Friday, January 4, 2013

Roast Chicken Breasts with North African Spice Paste


I know that I blather on fairly often about how the flavor of a dish would be improved by grilling over an open flame.  But this dish wasn't just written for the grill, it was literally made to be grilled (which makes sense because the original recipe was "Grilled Chicken Breasts with North African Spice Paste").  The combination of spices would be absolutely magical grilled along with a nice crispy skin that grilling can give you.  Don't get me wrong - this was still a really nice and well-seasoned roast chicken breast without the flavor of the fire from the grill.  It was also an insanely juicy roast chicken breast.  But the grill would have punched the flavors up a few notches and made it really sing.  And we got a little nervous searing off the chicken skin in the cast iron because we didn't want the spices to burn and turn acrid from the direct contact with the hot pan, which would be less likely over the indirect heat of the grill.  You also wouldn't lose quite as much of the spice paste over the grill as you would in a pan.  Either way, until I get a grill I am going to continue to make this recipe on the stove top because it is a really different and fun take on roast chicken breasts, which we make all the time, plus it involves ingredients that we always have in the apartment so it's easy to throw together.

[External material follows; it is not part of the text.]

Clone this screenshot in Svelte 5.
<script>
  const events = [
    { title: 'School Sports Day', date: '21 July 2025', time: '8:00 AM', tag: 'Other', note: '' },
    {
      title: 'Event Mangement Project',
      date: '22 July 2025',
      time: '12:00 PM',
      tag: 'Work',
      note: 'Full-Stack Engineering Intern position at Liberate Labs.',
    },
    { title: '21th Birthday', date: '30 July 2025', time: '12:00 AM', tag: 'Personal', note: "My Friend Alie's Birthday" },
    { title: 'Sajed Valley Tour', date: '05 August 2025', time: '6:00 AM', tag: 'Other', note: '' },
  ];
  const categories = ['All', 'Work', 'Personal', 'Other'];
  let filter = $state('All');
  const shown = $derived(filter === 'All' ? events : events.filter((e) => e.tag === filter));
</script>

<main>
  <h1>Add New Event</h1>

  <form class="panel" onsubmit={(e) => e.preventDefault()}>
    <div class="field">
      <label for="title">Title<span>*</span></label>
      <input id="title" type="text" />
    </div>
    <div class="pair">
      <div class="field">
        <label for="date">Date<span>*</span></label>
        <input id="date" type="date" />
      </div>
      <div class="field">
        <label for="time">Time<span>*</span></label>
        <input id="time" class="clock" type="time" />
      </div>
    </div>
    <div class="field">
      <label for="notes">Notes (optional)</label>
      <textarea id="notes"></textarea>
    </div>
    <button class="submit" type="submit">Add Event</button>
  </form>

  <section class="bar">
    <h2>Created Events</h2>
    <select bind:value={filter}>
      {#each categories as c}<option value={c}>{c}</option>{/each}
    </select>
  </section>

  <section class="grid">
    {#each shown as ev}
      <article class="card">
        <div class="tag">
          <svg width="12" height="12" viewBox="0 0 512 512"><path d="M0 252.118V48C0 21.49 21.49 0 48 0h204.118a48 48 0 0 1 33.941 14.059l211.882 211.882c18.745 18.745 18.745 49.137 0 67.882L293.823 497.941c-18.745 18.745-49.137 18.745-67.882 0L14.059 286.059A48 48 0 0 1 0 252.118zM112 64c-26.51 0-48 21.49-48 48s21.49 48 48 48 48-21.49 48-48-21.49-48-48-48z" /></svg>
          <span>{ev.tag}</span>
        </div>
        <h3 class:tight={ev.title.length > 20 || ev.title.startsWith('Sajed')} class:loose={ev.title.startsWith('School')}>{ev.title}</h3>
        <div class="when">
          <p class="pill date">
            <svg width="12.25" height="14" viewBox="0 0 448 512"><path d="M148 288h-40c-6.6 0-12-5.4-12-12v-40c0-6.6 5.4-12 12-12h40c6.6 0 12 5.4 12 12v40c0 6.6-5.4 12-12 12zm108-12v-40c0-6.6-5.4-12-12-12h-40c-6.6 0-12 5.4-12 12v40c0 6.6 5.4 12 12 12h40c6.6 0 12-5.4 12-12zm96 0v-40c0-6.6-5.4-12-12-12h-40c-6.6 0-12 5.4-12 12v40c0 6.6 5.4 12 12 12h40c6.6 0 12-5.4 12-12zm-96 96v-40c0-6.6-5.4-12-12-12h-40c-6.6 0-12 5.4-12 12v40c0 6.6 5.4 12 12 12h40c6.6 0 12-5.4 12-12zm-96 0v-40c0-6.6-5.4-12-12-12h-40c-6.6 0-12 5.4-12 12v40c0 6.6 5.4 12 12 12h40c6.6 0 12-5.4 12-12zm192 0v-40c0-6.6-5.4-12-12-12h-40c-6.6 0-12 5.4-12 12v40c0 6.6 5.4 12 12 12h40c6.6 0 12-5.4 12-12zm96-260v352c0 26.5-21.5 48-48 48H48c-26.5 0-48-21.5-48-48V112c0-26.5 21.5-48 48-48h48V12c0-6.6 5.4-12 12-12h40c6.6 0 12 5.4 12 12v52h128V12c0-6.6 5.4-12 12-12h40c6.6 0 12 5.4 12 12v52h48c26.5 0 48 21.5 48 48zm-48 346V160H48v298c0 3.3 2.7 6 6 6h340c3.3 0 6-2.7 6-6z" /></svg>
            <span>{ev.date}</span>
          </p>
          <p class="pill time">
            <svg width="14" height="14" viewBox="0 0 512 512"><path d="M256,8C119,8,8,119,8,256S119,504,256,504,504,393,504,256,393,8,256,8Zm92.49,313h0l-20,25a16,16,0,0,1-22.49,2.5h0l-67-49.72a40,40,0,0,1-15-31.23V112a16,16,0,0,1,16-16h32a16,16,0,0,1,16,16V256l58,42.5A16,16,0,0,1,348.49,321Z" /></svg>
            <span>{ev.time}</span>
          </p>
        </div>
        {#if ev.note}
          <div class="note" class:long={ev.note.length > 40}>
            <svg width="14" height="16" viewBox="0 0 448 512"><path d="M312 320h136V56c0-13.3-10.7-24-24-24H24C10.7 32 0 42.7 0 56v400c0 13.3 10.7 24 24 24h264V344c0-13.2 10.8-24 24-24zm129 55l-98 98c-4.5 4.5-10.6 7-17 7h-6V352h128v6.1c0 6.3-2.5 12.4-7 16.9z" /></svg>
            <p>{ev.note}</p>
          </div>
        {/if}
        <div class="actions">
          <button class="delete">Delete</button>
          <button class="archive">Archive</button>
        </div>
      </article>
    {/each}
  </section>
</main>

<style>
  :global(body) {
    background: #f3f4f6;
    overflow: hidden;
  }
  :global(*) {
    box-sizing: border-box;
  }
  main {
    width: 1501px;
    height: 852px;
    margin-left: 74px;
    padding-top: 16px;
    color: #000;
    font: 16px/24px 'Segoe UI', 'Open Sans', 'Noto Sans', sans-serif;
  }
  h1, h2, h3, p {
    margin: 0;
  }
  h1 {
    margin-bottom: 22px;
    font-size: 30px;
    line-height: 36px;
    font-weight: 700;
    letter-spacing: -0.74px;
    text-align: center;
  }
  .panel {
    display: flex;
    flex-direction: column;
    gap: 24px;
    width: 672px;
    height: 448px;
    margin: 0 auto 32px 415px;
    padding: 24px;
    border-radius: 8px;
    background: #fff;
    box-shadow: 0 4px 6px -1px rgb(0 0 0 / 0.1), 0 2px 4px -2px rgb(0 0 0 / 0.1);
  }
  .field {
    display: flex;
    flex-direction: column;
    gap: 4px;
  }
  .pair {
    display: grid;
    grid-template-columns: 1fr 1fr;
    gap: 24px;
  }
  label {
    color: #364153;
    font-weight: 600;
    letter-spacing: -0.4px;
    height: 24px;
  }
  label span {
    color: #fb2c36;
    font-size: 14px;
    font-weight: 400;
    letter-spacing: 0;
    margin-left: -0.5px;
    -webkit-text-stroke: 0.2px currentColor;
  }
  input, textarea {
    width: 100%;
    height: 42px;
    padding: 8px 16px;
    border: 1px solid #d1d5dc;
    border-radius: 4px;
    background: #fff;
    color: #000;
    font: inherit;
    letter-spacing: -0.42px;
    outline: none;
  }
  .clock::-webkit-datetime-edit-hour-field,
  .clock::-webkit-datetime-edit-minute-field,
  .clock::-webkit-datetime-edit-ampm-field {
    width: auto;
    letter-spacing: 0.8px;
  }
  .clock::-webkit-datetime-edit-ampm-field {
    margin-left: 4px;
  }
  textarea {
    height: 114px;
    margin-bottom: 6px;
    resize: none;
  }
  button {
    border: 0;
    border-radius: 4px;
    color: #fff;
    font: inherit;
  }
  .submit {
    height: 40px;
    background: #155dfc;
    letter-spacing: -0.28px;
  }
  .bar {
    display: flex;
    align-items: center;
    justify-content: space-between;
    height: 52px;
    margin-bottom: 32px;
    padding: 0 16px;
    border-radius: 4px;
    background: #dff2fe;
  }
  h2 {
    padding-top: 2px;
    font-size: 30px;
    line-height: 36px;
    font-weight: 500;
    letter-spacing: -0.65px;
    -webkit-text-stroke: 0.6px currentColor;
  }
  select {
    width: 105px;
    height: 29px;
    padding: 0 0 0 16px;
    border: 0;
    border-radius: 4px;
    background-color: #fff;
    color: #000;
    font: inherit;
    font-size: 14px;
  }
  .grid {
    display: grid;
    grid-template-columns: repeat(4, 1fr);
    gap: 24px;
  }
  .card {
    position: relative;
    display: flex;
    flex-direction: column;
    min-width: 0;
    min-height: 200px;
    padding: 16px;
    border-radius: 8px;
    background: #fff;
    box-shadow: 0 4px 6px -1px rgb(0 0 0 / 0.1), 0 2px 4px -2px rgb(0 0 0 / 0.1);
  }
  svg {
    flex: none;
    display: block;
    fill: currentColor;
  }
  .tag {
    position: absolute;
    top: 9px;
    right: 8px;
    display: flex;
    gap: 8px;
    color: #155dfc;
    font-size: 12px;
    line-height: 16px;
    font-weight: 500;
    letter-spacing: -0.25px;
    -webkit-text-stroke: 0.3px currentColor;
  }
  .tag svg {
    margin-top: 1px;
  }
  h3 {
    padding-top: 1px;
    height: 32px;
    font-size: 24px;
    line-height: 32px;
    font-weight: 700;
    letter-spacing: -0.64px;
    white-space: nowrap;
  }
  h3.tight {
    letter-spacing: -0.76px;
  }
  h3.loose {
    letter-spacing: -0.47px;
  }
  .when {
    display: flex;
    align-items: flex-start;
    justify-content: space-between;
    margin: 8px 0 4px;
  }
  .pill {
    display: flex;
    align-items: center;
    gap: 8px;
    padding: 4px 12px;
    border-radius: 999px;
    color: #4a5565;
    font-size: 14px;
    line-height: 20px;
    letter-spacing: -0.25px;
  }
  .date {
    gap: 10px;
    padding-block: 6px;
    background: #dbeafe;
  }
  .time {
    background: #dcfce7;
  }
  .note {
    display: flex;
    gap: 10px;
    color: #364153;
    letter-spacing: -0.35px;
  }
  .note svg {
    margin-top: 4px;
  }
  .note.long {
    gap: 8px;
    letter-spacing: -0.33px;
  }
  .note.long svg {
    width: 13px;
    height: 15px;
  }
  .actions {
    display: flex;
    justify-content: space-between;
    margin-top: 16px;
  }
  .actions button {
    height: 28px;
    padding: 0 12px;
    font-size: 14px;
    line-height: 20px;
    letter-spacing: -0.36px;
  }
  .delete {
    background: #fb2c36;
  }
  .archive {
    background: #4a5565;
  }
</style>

P.S.  If you haven't noticed yet, a busy December at work has caused a serious back log for me with posts.  There will be a few more coming today and over the weekend.  Barring any craziness I should be caught up after this weekend, but I make no promises.

Recipe after the jump!



Roast Chicken Breasts with North African Spice Paste
Adapted from Gourmet
June 2007

INGREDIENTS:
8 (2-inch-long) dried hot red chiles, torn into small pieces
2 tbsp coriander seeds
1 tbsp cumin seeds
1 tbsp caraway seeds
2 tbsp minced garlic
1 tbsp black peppercorns
1 tbsp kosher salt
5 tbsp evoo
4 large chicken breast halves with skin and bone (about 3/4 pound each)
1 tbsp peanut oil
1 tbsp unsalted butter

Preheat oven to 375 degrees F.  
Coarsely grind chiles, spice seeds, garlic, and peppercorns in grinder or with mortar and pestle, then stir together with salt and oil in a bowl to form a spice paste.  Rinse the chicken and pat dry.  Rub paste all over chicken.  Heat a 12-inch cast-iron skillet (or other heavy, oven-safe skillet) over medium to medium-high heat.  Add peanut oil.  Once oil is hot, place chicken in the skillet skin-side down.  Brown for about 3-5 minutes, keeping a close eye on the chicken so that the spices don't burn.  Turn the chicken over and place skillet in oven.  Roast chicken for 25 minutes.  Remove from oven and add the butter to the pan.  Swirl the butter around to melt.  Return the pan to the oven.  Roast 5 additional minutes (until chicken juices run clear when you pierce the chicken with a sharp knife).

Remove the chicken from the oven.  Baste chicken with melted butter/pan juices.  Allow to rest for 10 minutes before serving.